Indigenous people in Kalinga have three core values: paniyaw, ngilin, and ba-in. Paniyaw is a value that governs one’s relationship with the creator.

“One of the paniyaw says, we cannot kill a person whom we have eaten with, because the spiritual world will punish us, will take revenge for that person.” 

While at school, Tala had several classmates who were from families that are part of the wealthiest 1%. She would eat with them at their school cafeteria. Reflecting on what she heard about the triangle framework, she says: “If it’s an armed revolution and I have to kill, then I’d have to kill her. And I can’t, because our values say we cannot do that. And so I said no, I won’t join that.” 

Following this experience, Tala continued to look for ways to change local realities without resorting to violence. She was drawn to PeaceBuilders Community and Coffee for Peace because of the way they align with her core Indigenous values and definitions of peace.

“I can say that my involvement here is where my history and my passion and my skill set and my dream for the world comes together.”

She later found that in her engagement with institutions in the Global North, her organization and stories gained recognition and clout from peacebuilding organizations all over the world. The reality of this, disconnected from localization, leaves her with mixed emotions. 

“I grieve for that, of course. But it is a way to share our story, and also a way that other organizations can share their stories, because of the clout… And so we have to work with it. I have to work with it. That can be a way to share – not just our stories, but the stories of other local organizations doing transitions that are led by them.”

And this doesn’t come as a surprise to Tala. She has seen time and again how INGOs deploy and prioritize Western knowledge and frameworks when working with local people.

“It’s all about, ‘they need training because they lack management skills. They need training because they lack financial skills.’ What I’m hoping is that, can we appreciate the wisdom of the people?

“I have seen capacity building, how to write a project proposal, how to do monitoring and evaluation. And all the frameworks come from INGO[s], who are mostly in Western countries.

“Why is there not a conversation on how local people make proposals? How do local people do monitoring and evaluation? How do local people do financial reporting? And when I say that, it’s not just like, for example, among Indigenous peoples, we have different ways of doing that. And so there’s none of the knowledge exchange.”

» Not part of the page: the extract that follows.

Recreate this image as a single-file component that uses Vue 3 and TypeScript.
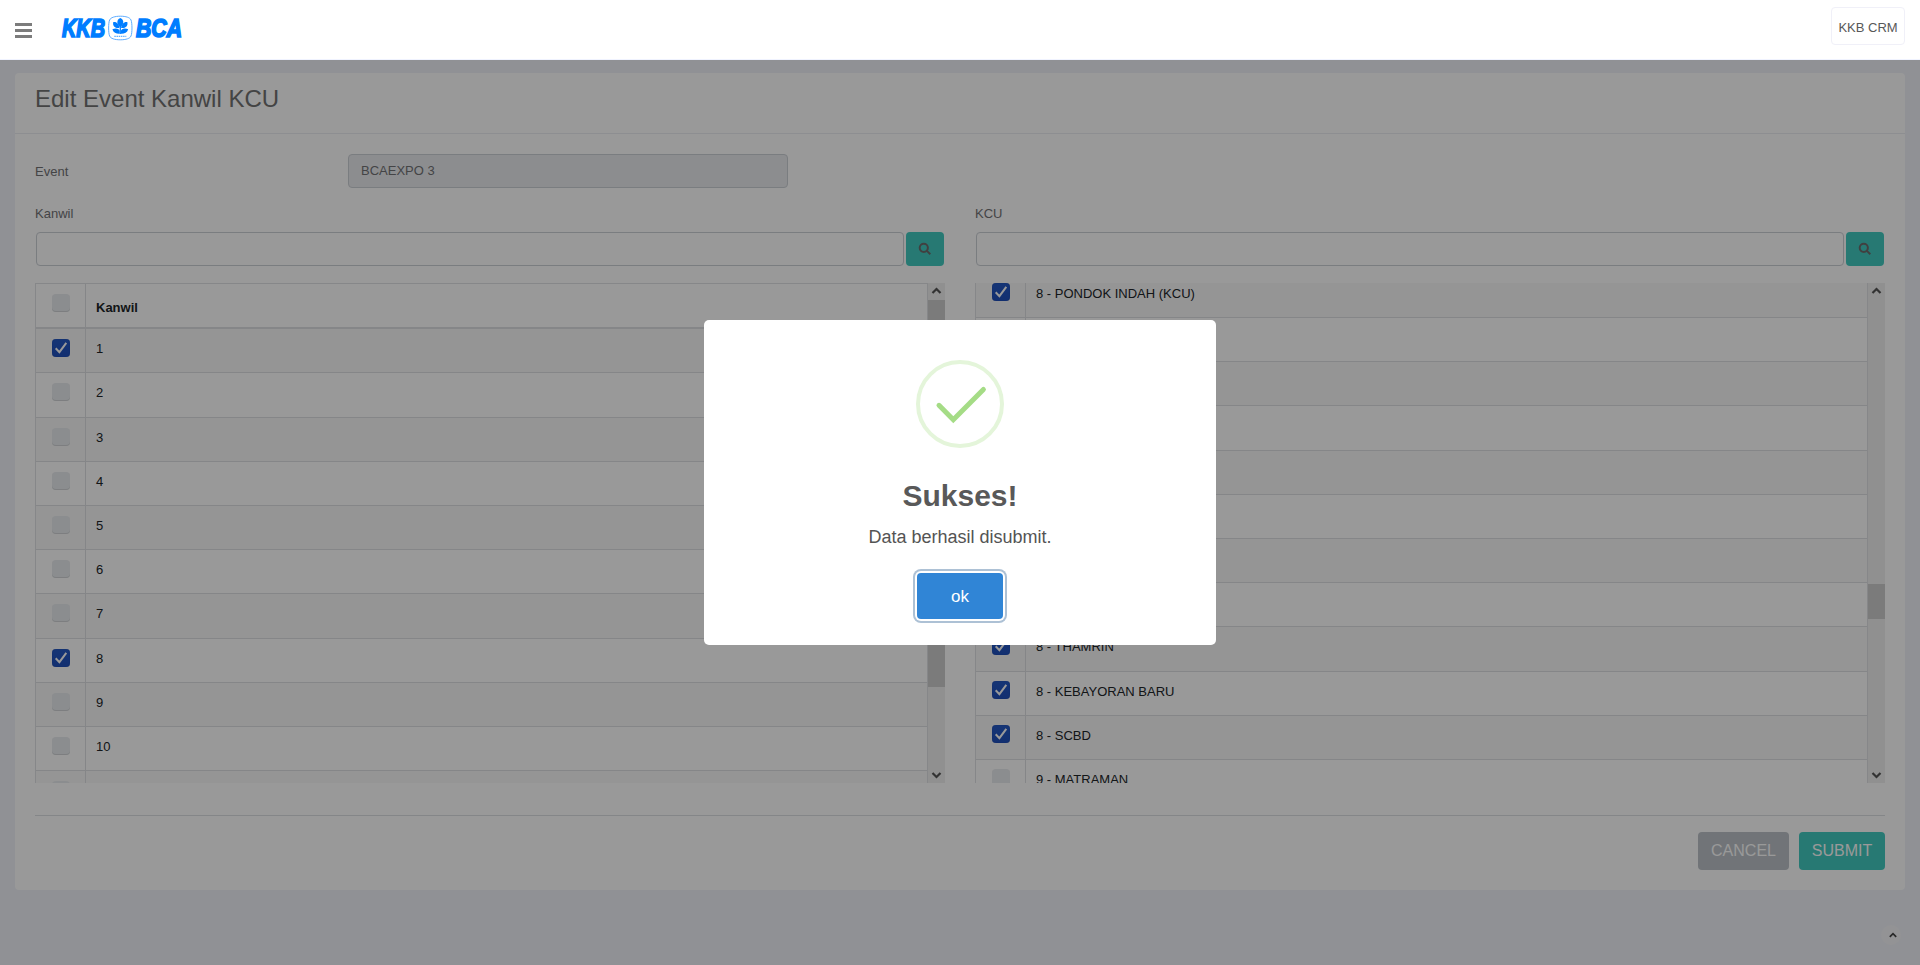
<script setup lang="ts">
interface Row {
  label: string
  checked: boolean
}

const kanwil: Row[] = Array.from({ length: 11 }, (_, i) => ({
  label: i < 10 ? String(i + 1) : '',
  checked: i === 0 || i === 7,
}))

const kcu: Row[] = [
  { label: '8 - PONDOK INDAH (KCU)', checked: true },
  { label: '', checked: false },
  { label: '', checked: false },
  { label: '', checked: false },
  { label: '', checked: false },
  { label: '', checked: false },
  { label: '', checked: false },
  { label: '', checked: false },
  { label: '8 - THAMRIN', checked: true },
  { label: '8 - KEBAYORAN BARU', checked: true },
  { label: '8 - SCBD', checked: true },
  { label: '9 - MATRAMAN', checked: false },
]
</script>

<template>
  <div class="page">
    <header class="topbar">
      <div class="burger"><i></i><i></i><i></i></div>
      <svg class="logo" width="134" height="36" viewBox="-2 -4 134 36">
        <g fill="#007dff" stroke="#007dff" stroke-width="1.700" font-family="Liberation Sans, Arial, sans-serif" font-weight="700" font-style="italic" font-size="25">
          <text x="3" y="22.500" textLength="43" lengthAdjust="spacingAndGlyphs">KKB</text>
          <text x="77" y="22.500" textLength="46" lengthAdjust="spacingAndGlyphs">BCA</text>
        </g>
        <path d="M61.300 2.200C67 2.200 71 3.500 72 6C73.300 9 73.300 19 72 22C71 24.500 67 25.800 61.300 25.800S51.600 24.500 50.600 22C49.300 19 49.300 9 50.600 6C51.600 3.500 56 2.200 61.300 2.200Z" fill="#fff" stroke="#4da3ff" stroke-width="0.900" />
        <g fill="#007dff">
          <path d="M61.300 4C65.500 6 65 10 61.300 13.500C57.600 10 57.100 6 61.300 4Z" />
          <path d="M60.500 14C56 14.500 53.300 12 54.300 8C57.800 7.500 60 10 60.500 14ZM62.100 14C66.600 14.500 69.300 12 68.300 8C64.800 7.500 62.600 10 62.100 14Z" />
          <path d="M60.700 19.800V17C60.500 14.500 56.500 13.800 53.400 15.200C54.500 18.800 57.500 20 60.700 19.800ZM61.900 19.800V17C62.100 14.500 66.100 13.800 69.200 15.200C68.100 18.800 65.100 20 61.900 19.800Z" />
          <path d="M60.700 12H61.900V20H60.700Z" />
        </g>
        <path d="M55.300 22.300H67.300" stroke="#66b1ff" stroke-width="1.300" stroke-dasharray="1.500 0.700" />
      </svg>
      <div class="user">KKB CRM</div>
    </header>

    <main class="card">
      <h1>Edit Event Kanwil KCU</h1>
      <div class="body">
        <div class="event">
          <label>Event</label>
          <div class="field disabled">BCAEXPO 3</div>
        </div>
        <div class="cols">
          <section class="col">
            <label>Kanwil</label>
            <div class="search">
              <div class="field"></div>
              <button><svg width="14" height="14" viewBox="0 0 14 14"><circle cx="5.800" cy="5.800" r="4.100" /><path d="M8.900 8.900L12.300 12.300" /></svg></button>
            </div>
            <div class="scroller">
              <div class="grid">
                <div class="row head">
                  <div class="pick"><span class="box"></span></div>
                  <div class="name">Kanwil</div>
                </div>
                <div v-for="(r, i) in kanwil" :key="i" class="row" :class="{ odd: i % 2 === 0 }">
                  <div class="pick">
                    <span class="box" :class="{ on: r.checked }"><svg v-if="r.checked" viewBox="0 0 18 18"><path d="M3.700 9.200L7.400 13.100L14.300 3.800" /></svg></span>
                  </div>
                  <div class="name">{{ r.label }}</div>
                </div>
              </div>
              <div class="bar">
                <svg viewBox="0 0 17 17"><path d="M4.500 10L8.500 6L12.500 10" /></svg>
                <div class="track"><div class="thumb long"></div></div>
                <svg viewBox="0 0 17 17"><path d="M4.500 7L8.500 11L12.500 7" /></svg>
              </div>
            </div>
          </section>
          <section class="col">
            <label>KCU</label>
            <div class="search">
              <div class="field"></div>
              <button><svg width="14" height="14" viewBox="0 0 14 14"><circle cx="5.800" cy="5.800" r="4.100" /><path d="M8.900 8.900L12.300 12.300" /></svg></button>
            </div>
            <div class="scroller">
              <div class="grid scrolled">
                <div v-for="(r, i) in kcu" :key="i" class="row" :class="{ odd: i % 2 === 0 }">
                  <div class="pick">
                    <span class="box" :class="{ on: r.checked }"><svg v-if="r.checked" viewBox="0 0 18 18"><path d="M3.700 9.200L7.400 13.100L14.300 3.800" /></svg></span>
                  </div>
                  <div class="name">{{ r.label }}</div>
                </div>
              </div>
              <div class="bar">
                <svg viewBox="0 0 17 17"><path d="M4.500 10L8.500 6L12.500 10" /></svg>
                <div class="track"><div class="thumb short"></div></div>
                <svg viewBox="0 0 17 17"><path d="M4.500 7L8.500 11L12.500 7" /></svg>
              </div>
            </div>
          </section>
        </div>
        <div class="actions">
          <button class="cancel">CANCEL</button>
          <button class="submit">SUBMIT</button>
        </div>
      </div>
    </main>

    <div class="totop"><svg width="8" height="6" viewBox="0 0 8 6"><path d="M0.800 4.800L4 1.600L7.200 4.800" /></svg></div>

    <div class="overlay">
      <div class="modal">
        <svg class="tick" width="88" height="88" viewBox="0 0 88 88">
          <circle cx="44" cy="44" r="42" />
          <path d="M23 45.300L37.300 59.800L67.400 29.500" />
        </svg>
        <h2>Sukses!</h2>
        <p>Data berhasil disubmit.</p>
        <button>ok</button>
      </div>
    </div>
  </div>
</template>

<style>
body {
  margin: 0;
  overflow: hidden;
}
</style>

<style scoped>
* {
  box-sizing: border-box;
}
.page {
  position: relative;
  width: 1920px;
  height: 965px;
  overflow: hidden;
  background: #f0f2f8;
  font: 13px/20px "Liberation Sans", Arial, sans-serif;
  color: #727275;
}
button {
  font-family: inherit;
  border: 0;
  padding: 0;
}
.topbar {
  height: 60px;
  background: #fff;
  border-bottom: 1px solid #f0f3ff;
  display: flex;
  align-items: flex-start;
}
.burger {
  margin: 22.500px 0 0 15px;
  width: 17px;
  display: flex;
  flex-direction: column;
  gap: 3px;
}
.burger i {
  height: 3px;
  background: #7c7c7c;
}
.logo {
  margin: 10px 0 0 25px;
}
.user {
  margin: 7px 15px 0 auto;
  width: 74px;
  height: 38px;
  border: 1px solid #f0f0f8;
  border-radius: 4px;
  text-align: center;
  line-height: 39px;
  color: #585858;
  white-space: nowrap;
}
.card {
  margin: 13px 15px 0;
  height: 817px;
  background: #fff;
  border-radius: 4px;
}
h1 {
  margin: 0;
  height: 61px;
  padding: 11px 20px 0;
  font-size: 24px;
  line-height: 29px;
  font-weight: 400;
  color: #727272;
  border-bottom: 1px solid #ebedf2;
}
.body {
  padding: 20px 20px 0;
}
.event {
  display: flex;
}
.event label {
  width: 313px;
  padding-top: 8px;
}
.field {
  height: 34px;
  border: 1px solid #ccd0d6;
  border-radius: 4px;
}
.disabled {
  width: 440px;
  background: #e9ecef;
  padding: 0 12px;
  line-height: 31px;
}
.cols {
  display: flex;
  gap: 30px;
  margin-top: 15px;
}
.col {
  width: 910px;
}
.col > label {
  display: block;
  height: 29px;
  padding-top: 1px;
}
.search {
  display: flex;
  gap: 2px;
  padding: 0 1px;
}
.search .field {
  flex: 1;
}
.search button {
  width: 38px;
  height: 34px;
  border-radius: 4px;
  background: #41cac0;
  display: flex;
  align-items: center;
  justify-content: center;
}
.search svg {
  fill: none;
  stroke: #6c6c6c;
  stroke-width: 2;
}
.scroller {
  margin-top: 17px;
  height: 500px;
  overflow: hidden;
  display: flex;
}
.grid {
  flex: 1;
  border: 1px solid #dfe1e4;
  border-width: 1px 1px 0;
  height: max-content;
}
.scrolled {
  border-top: 0;
  margin-top: -9.200px;
}
.row {
  display: flex;
  height: 44.200px;
  border-bottom: 1px solid #dee0e3;
  color: #212529;
}
.row.odd {
  background: #f9f9f9;
}
.head {
  height: 45.300px;
  border-bottom-width: 2px;
  font-weight: 700;
}
.pick {
  width: 50px;
  border-right: 1px solid #dee0e3;
  padding: 10px 0 0 16px;
}
.scrolled .pick {
  padding-top: 9.500px;
}
.name {
  padding: 10px 0 0 10px;
}
.head .name {
  padding-top: 14px;
}
.box {
  display: block;
  width: 18px;
  height: 18px;
  border-radius: 4px;
  background: #e8ebee;
  box-shadow: inset 0 -1px 0 #d0d3d6;
}
.box.on {
  background: linear-gradient(#2459c4, #1f4fbb);
  box-shadow: inset 0 0 1px #1d429c;
}
.box svg {
  display: block;
  fill: none;
  stroke: #fff;
  stroke-width: 2;
}
.bar {
  width: 17px;
  background: #f0f0f0;
  display: flex;
  flex-direction: column;
}
.bar svg {
  height: 17px;
  fill: none;
  stroke: #555;
  stroke-width: 2.200;
}
.track {
  flex: 1;
}
.thumb {
  background: #cdcdcd;
}
.long {
  height: 387px;
}
.short {
  height: 35px;
  margin-top: 284px;
}
.actions {
  margin-top: 32px;
  border-top: 1px solid #dddfe3;
  padding-top: 16px;
  display: flex;
  justify-content: flex-end;
  gap: 10px;
}
.actions button {
  height: 38px;
  border-radius: 4px;
  color: #fff;
  font-size: 16px;
  line-height: 38px;
}
.cancel {
  width: 91px;
  background: #bcc2c8;
}
.submit {
  width: 86px;
  background: #41cac0;
}
.totop {
  position: absolute;
  left: 1881px;
  top: 925px;
  width: 20px;
  height: 20px;
  border-radius: 50%;
  background: #f5f5f8;
  display: flex;
  align-items: center;
  justify-content: center;
  padding-left: 4px;
}
.totop svg {
  fill: none;
  stroke: #444;
  stroke-width: 1.700;
}
.overlay {
  position: absolute;
  left: 0;
  right: 0;
  top: 60px;
  bottom: 0;
  background: rgba(0, 0, 0, 0.4);
  display: flex;
  justify-content: center;
  align-items: flex-start;
}
.modal {
  margin-top: 260px;
  width: 512px;
  height: 325px;
  background: #fff;
  border-radius: 5px;
  display: flex;
  flex-direction: column;
  align-items: center;
  color: #545454;
}
.tick {
  margin-top: 40px;
  fill: none;
}
.tick circle {
  stroke: #e4f5da;
  stroke-width: 4;
}
.tick path {
  stroke: #a5dc86;
  stroke-width: 5;
  stroke-linecap: round;
}
h2 {
  margin: 30px 0 0;
  font-size: 30px;
  line-height: 36px;
  color: #595959;
}
p {
  margin: 13px 0 0;
  font-size: 18px;
  line-height: 20px;
}
.modal button {
  margin-top: 26px;
  width: 86px;
  height: 46px;
  border-radius: 4px;
  background: #3085d6;
  color: #fff;
  font-size: 17px;
  padding-top: 2px;
  box-shadow: 0 0 0 2px #fff, 0 0 0 4px #adc1d5;
}
</style>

And the impact on local people working with INGOs is palpable.

“It’s usually from the top down, and then we’re being left feeling like we don’t know a lot. Of course we don’t know your structures, but we know our structures.”


Looking ahead, Tala sees the voices of local people as a source of hope in shaping future transitions for INGOs.

“As our stories are being shared and are being listened to, I’m really, really hoping for the next generation of people who would lead INGOs to really listen to what responsible transition means… The conversation [around] transition has to be embedded in our history. And that includes colonization, that includes slavery, that includes neoliberal policies that have been harmful. And it can be a painful conversation.

It’s my hope that as we engage with it in all the emotions that it brings out – the systems will follow. Like the financial systems, the call-for-proposal systems, the monitoring and evaluation systems. I pray that as more people are becoming more genuine in these issues that are embedded in the transition conversation, mainstream systems will reflect genuine, respectful, local transitions.”

Those emotions will not always be comfortable. But for Tala, leaning into those emotions also carries with it an important skill.

“To be able to hold painful stories. What I’ve learned in my own journey is that I was able to do that.”

We thank Tala for speaking to us about her experiences, and for continuing to be a valued member of the SAS+ Advisory Group.